• _Set task_
Give the listing again exactly, omitting its images.

....................

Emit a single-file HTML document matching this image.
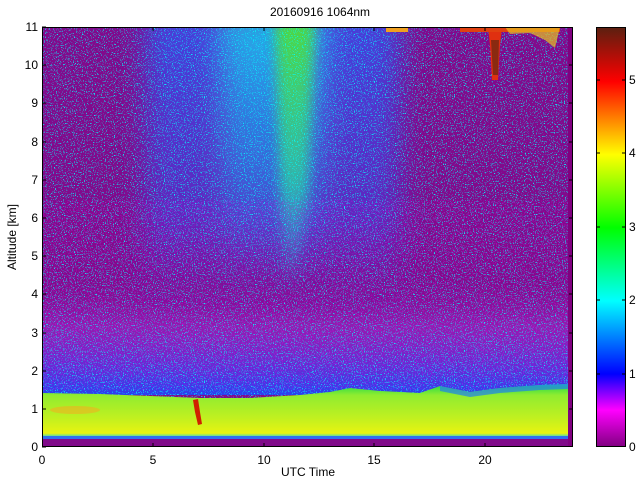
<!DOCTYPE html>
<html><head><style>
body{margin:0;background:#fff;width:640px;height:480px;overflow:hidden}
svg{display:block}
text{font-family:"Liberation Sans",sans-serif;font-size:12px;fill:#000}
</style></head><body>
<svg width="640" height="480" viewBox="0 0 640 480">
<defs>
<filter id="spk" x="0" y="0" width="100%" height="100%">
<feTurbulence type="fractalNoise" baseFrequency="0.9" numOctaves="1" seed="3" result="n"/>
<feColorMatrix in="n" type="matrix" values="0 0 0 0 0  0 0 0 0 1  0 0 0 0 1  0 0 0 22 -13.6"/>
</filter>
<filter id="spk2" x="0" y="0" width="100%" height="100%">
<feTurbulence type="fractalNoise" baseFrequency="0.85" numOctaves="1" seed="9" result="n"/>
<feColorMatrix in="n" type="matrix" values="0 0 0 0 1  0 0 0 0 0  0 0 0 0 1  0 0 0 10 -5.5"/>
</filter>
<filter id="blur" x="-30%" y="-30%" width="160%" height="160%"><feGaussianBlur stdDeviation="14"/></filter>
<filter id="blur2" x="-30%" y="-30%" width="160%" height="160%"><feGaussianBlur stdDeviation="6"/></filter>
<linearGradient id="cyanCol" x1="0" y1="0" x2="0" y2="1">
<stop offset="0" stop-color="#20c0e8" stop-opacity="0.9"/>
<stop offset="0.6" stop-color="#2090e8" stop-opacity="0.55"/>
<stop offset="1" stop-color="#3060f0" stop-opacity="0"/>
</linearGradient>
<linearGradient id="blueCol" x1="0" y1="0" x2="0" y2="1">
<stop offset="0" stop-color="#3a4ae8" stop-opacity="0.9"/>
<stop offset="0.7" stop-color="#4a3ae0" stop-opacity="0.6"/>
<stop offset="1" stop-color="#6a20c0" stop-opacity="0"/>
</linearGradient>
<linearGradient id="greenCol" x1="0" y1="0" x2="0" y2="1">
<stop offset="0" stop-color="#50d840"/>
<stop offset="0.6" stop-color="#30c8a0" stop-opacity="0.8"/>
<stop offset="1" stop-color="#20b0e0" stop-opacity="0"/>
</linearGradient>
<linearGradient id="low" x1="0" y1="0" x2="0" y2="1">
<stop offset="0" stop-color="#8a10a0" stop-opacity="0"/>
<stop offset="0.4" stop-color="#9a28c8" stop-opacity="0.6"/>
<stop offset="0.75" stop-color="#6030e0" stop-opacity="0.85"/>
<stop offset="1" stop-color="#2a40f0"/>
</linearGradient>
<linearGradient id="bl" x1="0" y1="0" x2="0" y2="1">
<stop offset="0" stop-color="#20d8a0"/>
<stop offset="0.06" stop-color="#40e040"/>
<stop offset="0.2" stop-color="#90ec30"/>
<stop offset="0.6" stop-color="#c0f020"/>
<stop offset="0.88" stop-color="#e8f410"/>
<stop offset="0.94" stop-color="#40d8c0"/>
<stop offset="1" stop-color="#3040f0"/>
</linearGradient>
<linearGradient id="cbar" x1="0" y1="1" x2="0" y2="0">
<stop offset="0" stop-color="#800080"/>
<stop offset="0.088" stop-color="#ff00ff"/>
<stop offset="0.174" stop-color="#0000ff"/>
<stop offset="0.348" stop-color="#00ffff"/>
<stop offset="0.522" stop-color="#00ff00"/>
<stop offset="0.696" stop-color="#ffff00"/>
<stop offset="0.87" stop-color="#ff0000"/>
<stop offset="1" stop-color="#5a2010"/>
</linearGradient>
<clipPath id="pc"><rect x="42" y="27" width="531" height="420"/></clipPath>
</defs>

<text x="320" y="16" text-anchor="middle">20160916 1064nm</text>

<g clip-path="url(#pc)">
<rect x="42" y="27" width="531" height="420" fill="#820a8c"/>
<rect x="42" y="280" width="531" height="115" fill="url(#low)"/>
<g filter="url(#blur)">
<rect x="145" y="10" width="255" height="300" fill="url(#blueCol)"/>
<rect x="225" y="10" width="95" height="270" fill="url(#cyanCol)"/>
</g>
<g filter="url(#blur2)">
<polygon points="276,20 314,20 308,200 296,290 284,290 280,200" fill="url(#greenCol)"/>
</g>
<rect x="42" y="27" width="531" height="420" filter="url(#spk)" opacity="0.9"/>
<rect x="42" y="200" width="531" height="190" filter="url(#spk2)" opacity="0.3"/>
<path d="M42,393 L100,394 L150,396 L200,398 L250,398 L300,395 L330,392 L350,388 L380,391 L420,393 L440,386 L470,392 L500,388 L540,385 L568,384 L568,440 L42,440 Z" fill="url(#bl)"/>
<path d="M440,386 L470,392 L500,388 L540,385 L568,384 L568,389 L540,390 L500,393 L470,397 L440,391 Z" fill="#2080f0" opacity="0.7"/>
<rect x="42" y="436" width="526" height="3" fill="#3070f0"/>
<rect x="42" y="439" width="531" height="8" fill="#800a8a"/>
<rect x="568" y="27" width="5" height="420" fill="#800080"/>
<ellipse cx="75" cy="410" rx="25" ry="4" fill="#f0b020" opacity="0.6"/>
<path d="M193,400 L198,399 L200,412 L202,424 L198,425 L195,412 Z" fill="#d02000"/>
<path d="M488,27 L502,27 L500,45 L498,80 L492,80 L490,45 Z" fill="#e03010"/>
<path d="M491,40 L499,40 L498,75 L493,75 Z" fill="#8a2a10"/>
<rect x="460" y="27" width="100" height="5" fill="#e04010"/>
<path d="M505,27 L560,27 L555,48 L545,40 L530,33 L510,34 Z" fill="#e8c020" opacity="0.7"/>
<rect x="386" y="27" width="22" height="5" fill="#f0a020"/>
</g>
<rect x="42.5" y="27.5" width="530" height="419" fill="none" stroke="#000" stroke-width="1"/>

<g stroke="#000" stroke-width="1">
<path d="M42,447h4M42,409h4M42,371h4M42,333h4M42,294h4M42,256h4M42,218h4M42,180h4M42,142h4M42,103h4M42,65h4M42,27h4"/>
<path d="M573,409h-4M573,371h-4M573,333h-4M573,294h-4M573,256h-4M573,218h-4M573,180h-4M573,142h-4M573,103h-4M573,65h-4"/>
<path d="M153,447v-4M264,447v-4M374,447v-4M485,447v-4M153,27v4M264,27v4M374,27v4M485,27v4"/>
</g>
<g text-anchor="end">
<text x="38" y="451">0</text><text x="38" y="413">1</text><text x="38" y="375">2</text>
<text x="38" y="337">3</text><text x="38" y="298">4</text><text x="38" y="260">5</text>
<text x="38" y="222">6</text><text x="38" y="184">7</text><text x="38" y="146">8</text>
<text x="38" y="107">9</text><text x="38" y="69">10</text><text x="38" y="31">11</text>
</g>
<g text-anchor="middle">
<text x="42" y="464">0</text><text x="153" y="464">5</text><text x="264" y="464">10</text>
<text x="374" y="464">15</text><text x="485" y="464">20</text>
<text x="308" y="476">UTC Time</text>
</g>
<text x="16" y="237" text-anchor="middle" transform="rotate(-90 16 237)">Altitude [km]</text>

<rect x="596" y="27" width="30" height="420" fill="url(#cbar)"/>
<rect x="596.5" y="27.5" width="29" height="419" fill="none" stroke="#000"/>
<g stroke="#000"><path d="M596,374h4M596,300h4M596,227h4M596,153h4M596,80h4M626,374h-4M626,300h-4M626,227h-4M626,153h-4M626,80h-4"/></g>
<g>
<text x="629" y="451">0</text><text x="629" y="378">1</text><text x="629" y="304">2</text>
<text x="629" y="231">3</text><text x="629" y="157">4</text><text x="629" y="84">5</text>
</g>
</svg>
</body></html>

....................

• _Written answer_
Emit a single-file HTML document matching this image.
<!DOCTYPE html>
<html><head><style>
body{margin:0;background:#fff;width:640px;height:480px;overflow:hidden}
svg{display:block}
text{font-family:"Liberation Sans",sans-serif;font-size:12px;fill:#000}
</style></head><body>
<svg width="640" height="480" viewBox="0 0 640 480">
<defs>
<filter id="spk" x="0" y="0" width="100%" height="100%">
<feTurbulence type="fractalNoise" baseFrequency="0.9" numOctaves="1" seed="3" result="n"/>
<feColorMatrix in="n" type="matrix" values="0 0 0 0 0  0 0 0 0 1  0 0 0 0 1  0 0 0 22 -13.6"/>
</filter>
<filter id="spk2" x="0" y="0" width="100%" height="100%">
<feTurbulence type="fractalNoise" baseFrequency="0.85" numOctaves="1" seed="9" result="n"/>
<feColorMatrix in="n" type="matrix" values="0 0 0 0 1  0 0 0 0 0  0 0 0 0 1  0 0 0 10 -5.5"/>
</filter>
<filter id="blur" x="-30%" y="-30%" width="160%" height="160%"><feGaussianBlur stdDeviation="14"/></filter>
<filter id="blur2" x="-30%" y="-30%" width="160%" height="160%"><feGaussianBlur stdDeviation="6"/></filter>
<linearGradient id="cyanCol" x1="0" y1="0" x2="0" y2="1">
<stop offset="0" stop-color="#20c0e8" stop-opacity="0.9"/>
<stop offset="0.6" stop-color="#2090e8" stop-opacity="0.55"/>
<stop offset="1" stop-color="#3060f0" stop-opacity="0"/>
</linearGradient>
<linearGradient id="blueCol" x1="0" y1="0" x2="0" y2="1">
<stop offset="0" stop-color="#3a4ae8" stop-opacity="0.9"/>
<stop offset="0.7" stop-color="#4a3ae0" stop-opacity="0.6"/>
<stop offset="1" stop-color="#6a20c0" stop-opacity="0"/>
</linearGradient>
<linearGradient id="greenCol" x1="0" y1="0" x2="0" y2="1">
<stop offset="0" stop-color="#50d840"/>
<stop offset="0.6" stop-color="#30c8a0" stop-opacity="0.8"/>
<stop offset="1" stop-color="#20b0e0" stop-opacity="0"/>
</linearGradient>
<linearGradient id="low" x1="0" y1="0" x2="0" y2="1">
<stop offset="0" stop-color="#8a10a0" stop-opacity="0"/>
<stop offset="0.4" stop-color="#9a28c8" stop-opacity="0.6"/>
<stop offset="0.75" stop-color="#6030e0" stop-opacity="0.85"/>
<stop offset="1" stop-color="#2a40f0"/>
</linearGradient>
<linearGradient id="bl" x1="0" y1="0" x2="0" y2="1">
<stop offset="0" stop-color="#20d8a0"/>
<stop offset="0.06" stop-color="#40e040"/>
<stop offset="0.2" stop-color="#90ec30"/>
<stop offset="0.6" stop-color="#c0f020"/>
<stop offset="0.88" stop-color="#e8f410"/>
<stop offset="0.94" stop-color="#40d8c0"/>
<stop offset="1" stop-color="#3040f0"/>
</linearGradient>
<linearGradient id="cbar" x1="0" y1="1" x2="0" y2="0">
<stop offset="0" stop-color="#800080"/>
<stop offset="0.088" stop-color="#ff00ff"/>
<stop offset="0.174" stop-color="#0000ff"/>
<stop offset="0.348" stop-color="#00ffff"/>
<stop offset="0.522" stop-color="#00ff00"/>
<stop offset="0.696" stop-color="#ffff00"/>
<stop offset="0.87" stop-color="#ff0000"/>
<stop offset="1" stop-color="#5a2010"/>
</linearGradient>
<clipPath id="pc"><rect x="42" y="27" width="531" height="420"/></clipPath>
</defs>

<text x="320" y="16" text-anchor="middle">20160916 1064nm</text>

<g clip-path="url(#pc)">
<rect x="42" y="27" width="531" height="420" fill="#820a8c"/>
<rect x="42" y="280" width="531" height="115" fill="url(#low)"/>
<g filter="url(#blur)">
<rect x="145" y="10" width="255" height="300" fill="url(#blueCol)"/>
<rect x="225" y="10" width="95" height="270" fill="url(#cyanCol)"/>
</g>
<g filter="url(#blur2)">
<polygon points="276,20 314,20 308,200 296,290 284,290 280,200" fill="url(#greenCol)"/>
</g>
<rect x="42" y="27" width="531" height="420" filter="url(#spk)" opacity="0.9"/>
<rect x="42" y="200" width="531" height="190" filter="url(#spk2)" opacity="0.3"/>
<path d="M42,393 L100,394 L150,396 L200,398 L250,398 L300,395 L330,392 L350,388 L380,391 L420,393 L440,386 L470,392 L500,388 L540,385 L568,384 L568,440 L42,440 Z" fill="url(#bl)"/>
<path d="M440,386 L470,392 L500,388 L540,385 L568,384 L568,389 L540,390 L500,393 L470,397 L440,391 Z" fill="#2080f0" opacity="0.7"/>
<rect x="42" y="436" width="526" height="3" fill="#3070f0"/>
<rect x="42" y="439" width="531" height="8" fill="#800a8a"/>
<rect x="568" y="27" width="5" height="420" fill="#800080"/>
<ellipse cx="75" cy="410" rx="25" ry="4" fill="#f0b020" opacity="0.6"/>
<path d="M193,400 L198,399 L200,412 L202,424 L198,425 L195,412 Z" fill="#d02000"/>
<path d="M488,27 L502,27 L500,45 L498,80 L492,80 L490,45 Z" fill="#e03010"/>
<path d="M491,40 L499,40 L498,75 L493,75 Z" fill="#8a2a10"/>
<rect x="460" y="27" width="100" height="5" fill="#e04010"/>
<path d="M505,27 L560,27 L555,48 L545,40 L530,33 L510,34 Z" fill="#e8c020" opacity="0.7"/>
<rect x="386" y="27" width="22" height="5" fill="#f0a020"/>
</g>
<rect x="42.5" y="27.5" width="530" height="419" fill="none" stroke="#000" stroke-width="1"/>

<g stroke="#000" stroke-width="1">
<path d="M42,447h4M42,409h4M42,371h4M42,333h4M42,294h4M42,256h4M42,218h4M42,180h4M42,142h4M42,103h4M42,65h4M42,27h4"/>
<path d="M573,409h-4M573,371h-4M573,333h-4M573,294h-4M573,256h-4M573,218h-4M573,180h-4M573,142h-4M573,103h-4M573,65h-4"/>
<path d="M153,447v-4M264,447v-4M374,447v-4M485,447v-4M153,27v4M264,27v4M374,27v4M485,27v4"/>
</g>
<g text-anchor="end">
<text x="38" y="451">0</text><text x="38" y="413">1</text><text x="38" y="375">2</text>
<text x="38" y="337">3</text><text x="38" y="298">4</text><text x="38" y="260">5</text>
<text x="38" y="222">6</text><text x="38" y="184">7</text><text x="38" y="146">8</text>
<text x="38" y="107">9</text><text x="38" y="69">10</text><text x="38" y="31">11</text>
</g>
<g text-anchor="middle">
<text x="42" y="464">0</text><text x="153" y="464">5</text><text x="264" y="464">10</text>
<text x="374" y="464">15</text><text x="485" y="464">20</text>
<text x="308" y="476">UTC Time</text>
</g>
<text x="16" y="237" text-anchor="middle" transform="rotate(-90 16 237)">Altitude [km]</text>

<rect x="596" y="27" width="30" height="420" fill="url(#cbar)"/>
<rect x="596.5" y="27.5" width="29" height="419" fill="none" stroke="#000"/>
<g stroke="#000"><path d="M596,374h4M596,300h4M596,227h4M596,153h4M596,80h4M626,374h-4M626,300h-4M626,227h-4M626,153h-4M626,80h-4"/></g>
<g>
<text x="629" y="451">0</text><text x="629" y="378">1</text><text x="629" y="304">2</text>
<text x="629" y="231">3</text><text x="629" y="157">4</text><text x="629" y="84">5</text>
</g>
</svg>
</body></html>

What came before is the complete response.